5. Power Regression: This model assumes a power relationship between the dependent and independent variables. The equation is:

Y = αX^β

or

log(Y) = log(α) + βlog(X)

Similar to exponential regression, taking the logarithm transforms the relationship into a linear one. Power regression is useful when the proportional change in Y is proportional to the proportional change in X.

6. Logistic Regression: Unlike the previous models which are used for predicting continuous dependent variables, logistic regression predicts the probability of a binary outcome (0 or 1). It uses a sigmoid function to map the linear combination of independent variables to a probability between 0 and 1. The equation is:

P(Y=1) = 1 / (1 + e^-(β₀ + β₁X₁ + β₂X₂ + ... + βₙXₙ))

Logistic regression is widely used in classification problems, such as predicting customer churn or credit risk.

Selecting the Best Function: A Step-by-Step Approach

Choosing the best function to model the data involves a combination of visual inspection, statistical tests, and model evaluation metrics. Here's a systematic approach:

1. Visual Inspection: Start by creating scatter plots of your data. This helps you visually assess the relationship between the dependent and independent variables. Look for patterns:

• Linear: A roughly straight line suggests linear regression.
• Curved: A curve suggests polynomial regression, exponential, logarithmic, or power regression, depending on the shape of the curve.
• S-shaped: An S-shaped curve suggests logistic regression.

2. Correlation Analysis: Calculate the correlation coefficient (Pearson's r) to quantify the linear association between variables. A value close to +1 or -1 indicates a strong linear relationship. However, a high correlation doesn't necessarily mean a linear relationship is the best fit.

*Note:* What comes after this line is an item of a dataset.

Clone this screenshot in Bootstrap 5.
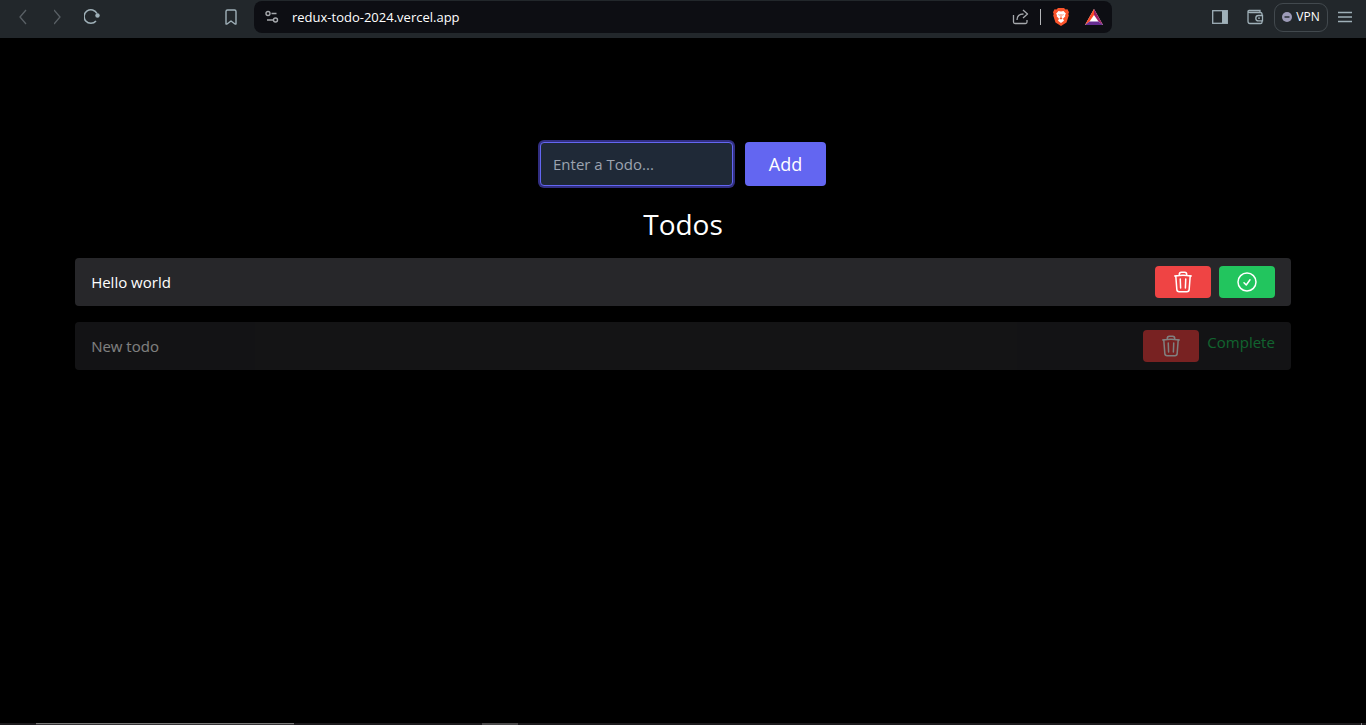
<!DOCTYPE html>
<html lang="en">
<head>
<meta charset="utf-8">
<meta name="viewport" content="width=device-width, initial-scale=1">
<title>Redux Todo</title>
<link href="https://cdn.jsdelivr.net/npm/bootstrap@5.3.0/dist/css/bootstrap.min.css" rel="stylesheet">
<style>
  body { background: #000; color: #fff; font-family: "Open Sans", "Noto Sans", sans-serif; font-size: 15px; line-height: 24px; }
  svg { display: block; flex: none; }
  .browser-bar { height: 38px; padding-bottom: 4px; background: #22272b; color: #9fb0b8; }
  .bar-side { flex: 0 0 254px; }
  .bar-tools { gap: 10px; padding-right: 14px; }
  .icon-btn { padding: 0; border: 0; background: none; color: inherit; }
  .icon-btn:disabled { color: #596065; }
  .address { height: 32px; padding: 0 9px 0 10px; gap: 12px; border-radius: 8px; background: #0d0e13; color: #a6a9ad; }
  .url-field { min-width: 0; padding: 0; border: 0; outline: 0; background: none; color: #fff; font-size: 13px; line-height: 20px; }
  .share-group { gap: 10px; }
  .divider { width: 1px; height: 16px; background: #b4b6b9; }
  .vpn { width: 54px; height: 29px; padding: 0; border: 1px solid #42494e; border-radius: 9px; background: none; color: #fff; font-size: 12px; line-height: 16px; }
  .todo-form { padding-top: 104px; gap: 12px; }
  .todo-input { width: 193px; height: 44px; padding: 4px 12px; border: 1px solid #6366f1; border-radius: 4px; outline: 0; background: #1f2937; color: #f3f4f6; box-shadow: 0 0 0 2px #312e81; }
  .todo-input::placeholder { color: #9ca3af; opacity: 1; }
  .add-btn { width: 81px; height: 44px; border: 0; border-radius: 4px; background: #6366f1; color: #fff; font-size: 18px; line-height: 28px; }
  .todos-title { font-size: 28px; font-weight: 400; line-height: 36px; margin: 20px 0 16px; }
  .todo-list { width: 89%; gap: 16px; }
  .todo-row { padding: 8px 16px; border-radius: 4px; background: #27272a; }
  .todo-text { font-weight: 500; }
  .todo-row.done { opacity: .5; }
  .row-btn { padding: 4px 16px; border: 0; border-radius: 4px; color: #fff; }
  .delete-btn { background: #ef4444; }
  .check-btn { background: #22c55e; }
  .done-label { color: #22c55e; }
  .dock { height: 2px; background: #1c1a1d; }
  .dock-window { width: 258px; margin-left: 36px; background: #343235; border-top: 1px solid #777; }
  .dock-active { width: 36px; margin-left: 188px; background: #494849; }
  .dock-end { width: 1px; margin-right: 4px; background: #777; }
</style>
</head>
<body class="d-flex flex-column min-vh-100">
<svg class="d-none" aria-hidden="true">
  <symbol id="trash" viewBox="0 0 24 24"><path fill="none" stroke="currentColor" stroke-width="1.5" stroke-linecap="round" stroke-linejoin="round" d="m14.74 9-.346 9m-4.788 0L9.26 9m9.968-3.21c.342.052.682.107 1.022.166m-1.022-.165L18.16 19.673a2.25 2.25 0 0 1-2.244 2.077H8.084a2.25 2.25 0 0 1-2.244-2.077L4.772 5.79m14.456 0a48.108 48.108 0 0 0-3.478-.397m-12 .562c.34-.059.68-.114 1.022-.165m0 0a48.11 48.11 0 0 1 3.478-.397m7.5 0v-.916c0-1.18-.91-2.164-2.09-2.201a51.964 51.964 0 0 0-3.32 0c-1.18.037-2.09 1.022-2.09 2.201v.916m7.5 0a48.667 48.667 0 0 0-7.5 0"/></symbol>
</svg>

<header class="browser-bar d-flex align-items-center">
  <div class="bar-side d-flex align-items-center">
    <button class="icon-btn ms-3" disabled aria-label="Back"><svg width="14" height="16" viewBox="0 0 14 16" fill="none" stroke="currentColor" stroke-width="1.3"><path d="M10 1 4 8l6 7"/></svg></button>
    <button class="icon-btn ms-4 me-2" disabled aria-label="Forward"><svg width="14" height="16" viewBox="0 0 14 16" fill="none" stroke="currentColor" stroke-width="1.3"><path d="m0 1 6 7-6 7"/></svg></button>
    <button class="icon-btn ms-2" aria-label="Reload"><svg width="18" height="18" viewBox="2 1 18 18"><path d="M14 14A6.800 6.800 0 1 1 15 6.500" fill="none" stroke="currentColor" stroke-width="1.600"/><circle cx="15.500" cy="8.500" r="2.200" fill="currentColor"/></svg></button>
    <button class="icon-btn ms-auto me-3" aria-label="Bookmark"><svg width="14" height="18" viewBox="0 0 14 18" fill="none" stroke="currentColor" stroke-width="1.4" stroke-linejoin="round"><path d="M2 3.500Q2 2 3.500 2h7Q12 2 12 3.500V16h-1l-4-3-4 3H2z"/></svg></button>
  </div>
  <div class="address d-flex align-items-center flex-grow-1">
    <svg width="16" height="14" viewBox="0 0 16 14" fill="none" stroke="currentColor" stroke-width="1.4"><circle cx="4" cy="3.500" r="2"/><path d="M7.500 3.500h5M3 10h6"/><circle cx="11.500" cy="10" r="2"/></svg>
    <input class="url-field flex-grow-1" type="text" value="redux-todo-2024.vercel.app" aria-label="Address">
    <div class="share-group d-flex align-items-center">
      <button class="icon-btn" aria-label="Share"><svg width="18" height="18" viewBox="0 0 18 18" fill="none" stroke="currentColor" stroke-width="1.3" stroke-linejoin="round"><path d="M1.500 7v7q0 1.500 1.500 1.500h10.500q1.500 0 1.500-1.500v-2M5 12c0-5 3-6 6.500-6M11 2l4.500 4-4.500 4"/></svg></button>
      <span class="divider"></span>
    </div>
    <button class="icon-btn me-1" aria-label="Brave Shields"><svg width="16" height="18" viewBox="0 0 16 18"><path fill="#fb542b" d="m5 0h6l1.500 1.500 2-.2 1.500 3-.7 1.700.5 1.500-2.300 7L8 18l-5.500-3.500L.2 7.500.7 6 0 4.300l1.500-3 2 .2z"/><path fill="#fff" d="m5.500 3 2.500.6 2.500-.6 2.500 2.700-1 1.300.3 1.200-2.300 2.600 1 2L8 15l-3-2.200 1-2-2.300-2.600L4 7 3 5.700z"/><path fill="#fb542b" d="m5 6.200 1.800.5-.4 1zM11 6.200l-1.800.5.4 1zM7.600 6h.8v3.500l1.200 1L8 11.500l-1.600-1 1.200-1z"/></svg></button>
    <button class="icon-btn" aria-label="Rewards"><svg width="18" height="16" viewBox="0 0 18 16"><path d="m9 0 9 16H0z" fill="#fff"/><path fill="#ff4724" d="m9 0v6L4.500 12.500 0 16z"/><path fill="#9e1f63" d="m9 0 9 16-4.500-3.500L9 6z"/><path fill="#662d91" d="M0 16l4.500-3.500h9L18 16z"/></svg></button>
  </div>
  <div class="bar-side bar-tools d-flex align-items-center justify-content-end">
    <button class="icon-btn me-2" aria-label="Sidebar"><svg width="16" height="14" viewBox="0 0 16 14"><rect x=".7" y=".7" width="14.600" height="12.600" fill="none" stroke="currentColor" stroke-width="1.3"/><path d="M10 1h5v12h-5z" fill="currentColor"/></svg></button>
    <button class="icon-btn" aria-label="Wallet"><svg width="18" height="16" viewBox="0 0 18 16" fill="none" stroke="currentColor" stroke-width="1.3"><path d="M16 6V5q0-1.500-1.500-1.500H4Q2 3.500 2 2.200 2 1.500 3 1.500h11v2M2 2.200v10q0 2.300 2 2.300h10.500q1.500 0 1.500-1.300V12M16.500 6.500h-4a2.700 2.700 0 0 0 0 5.400h4zM12 9.200h2"/></svg></button>
    <button class="vpn d-flex align-items-center justify-content-center gap-1"><svg width="10" height="10" viewBox="0 0 10 10"><circle cx="5" cy="5" r="5" fill="#9d9bb8"/><path d="M2.500 5h5" stroke="#22272b" stroke-width="1.400"/></svg>VPN</button>
    <button class="icon-btn" aria-label="Menu"><svg width="14" height="12" viewBox="0 0 14 12" stroke="currentColor" stroke-width="1.3"><path d="M0 1.500h14M0 6h14M0 10.500h14"/></svg></button>
  </div>
</header>

<main class="flex-grow-1 d-flex flex-column align-items-center">
  <form class="todo-form d-flex justify-content-center">
    <input class="todo-input" type="text" placeholder="Enter a Todo..." aria-label="Enter a Todo">
    <button class="add-btn" type="submit">Add</button>
  </form>
  <h1 class="todos-title">Todos</h1>
  <ul class="todo-list list-unstyled d-flex flex-column mb-0">
    <li class="todo-row d-flex justify-content-between align-items-center">
      <span class="todo-text">Hello world</span>
      <div class="d-flex gap-2">
        <button class="row-btn delete-btn" aria-label="Delete"><svg width="24" height="24"><use href="#trash"/></svg></button>
        <button class="row-btn check-btn" aria-label="Mark complete"><svg width="24" height="24" viewBox="0 0 24 24" fill="none" stroke="currentColor" stroke-width="1.5" stroke-linecap="round" stroke-linejoin="round"><path d="M9 12.750 11.250 15 15 9.750M21 12a9 9 0 1 1-18 0 9 9 0 0 1 18 0Z"/></svg></button>
      </div>
    </li>
    <li class="todo-row done d-flex justify-content-between align-items-center">
      <span class="todo-text">New todo</span>
      <div class="d-flex gap-2">
        <button class="row-btn delete-btn" aria-label="Delete"><svg width="24" height="24"><use href="#trash"/></svg></button>
        <span class="done-label">Complete</span>
      </div>
    </li>
  </ul>
</main>

<footer class="dock d-flex" aria-hidden="true">
  <div class="dock-window"></div>
  <div class="dock-active"></div>
  <div class="dock-end ms-auto"></div>
</footer>
<script src="https://cdn.jsdelivr.net/npm/bootstrap@5.3.0/dist/js/bootstrap.bundle.min.js"></script>
</body>
</html>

3. Residual Analysis: After fitting a model, analyze the residuals (the differences between the observed and predicted values). Ideally, residuals should be randomly distributed around zero with constant variance. Patterns in the residuals suggest that the model is not a good fit. Plots like residual plots and Q-Q plots can help identify such patterns.

4. Model Evaluation Metrics: Use metrics like MSE, RMSE, R-squared, and adjusted R-squared to compare the performance of different models.

• MSE & RMSE: Measure the average squared difference between observed and predicted values. Lower values indicate better fit.
• R-squared: Represents the proportion of variance in the dependent variable explained by the model. Higher values (closer to 1) indicate better fit.
• Adjusted R-squared: A modified version of R-squared that adjusts for the number of predictors in the model, penalizing the inclusion of irrelevant variables.

5. Information Criteria: Metrics like AIC (Akaike Information Criterion) and BIC (Bayesian Information Criterion) help compare models with different numbers of parameters. They balance model fit with model complexity, penalizing models with more parameters. Lower AIC and BIC values suggest better models.

6. Hypothesis Testing: For linear regression, conduct hypothesis tests to assess the significance of the regression coefficients. This helps determine if the independent variables have a statistically significant effect on the dependent variable.

7. Cross-Validation: To avoid overfitting, use cross-validation techniques like k-fold cross-validation. This involves splitting the data into multiple folds, training the model on some folds, and evaluating its performance on the remaining folds. This provides a more robust estimate of the model's generalization ability.

Advanced Techniques and Considerations

1. Feature Engineering: Transforming variables (e.g., taking logarithms, creating interaction terms) can improve model fit.

2. Regularization: Techniques like Ridge and Lasso regression can help prevent overfitting by adding penalties to the model's coefficients.

3. Non-linear Regression: If none of the standard functional forms adequately represent the data, consider more advanced techniques like non-linear least squares or machine learning algorithms.

Frequently Asked Questions (FAQ)

Q: What if none of the standard functions fit my data well?

A: If standard regression models don't provide a good fit, consider exploring non-linear regression techniques or more advanced machine learning algorithms like decision trees, support vector machines, or neural networks. These models can handle more complex relationships.

Q: How do I choose between models with similar evaluation metrics?

A: When evaluation metrics are similar, consider factors like interpretability, simplicity, and the computational cost of the model. A simpler model that is easy to interpret may be preferred over a more complex model with only marginally better performance.

Q: What is the importance of residual analysis?

A: Residual analysis is crucial because it helps identify potential problems with the model, such as non-linearity, heteroscedasticity (unequal variance of residuals), or autocorrelation (correlation between residuals). Addressing these issues can significantly improve the model's accuracy and reliability.

Conclusion

Selecting the function that best models your data is a crucial step in regression analysis. It involves a careful consideration of the data’s characteristics, the use of appropriate statistical techniques and a critical evaluation of model performance. By combining visual inspection, statistical tests, and model evaluation metrics, you can confidently identify the model that provides the most accurate and reliable representation of your data, paving the way for accurate predictions and insightful interpretations. Remember to always consider the context of your data and the goals of your analysis when making your choice. The best model is not always the most complex, but the one that best balances accuracy, simplicity, and interpretability.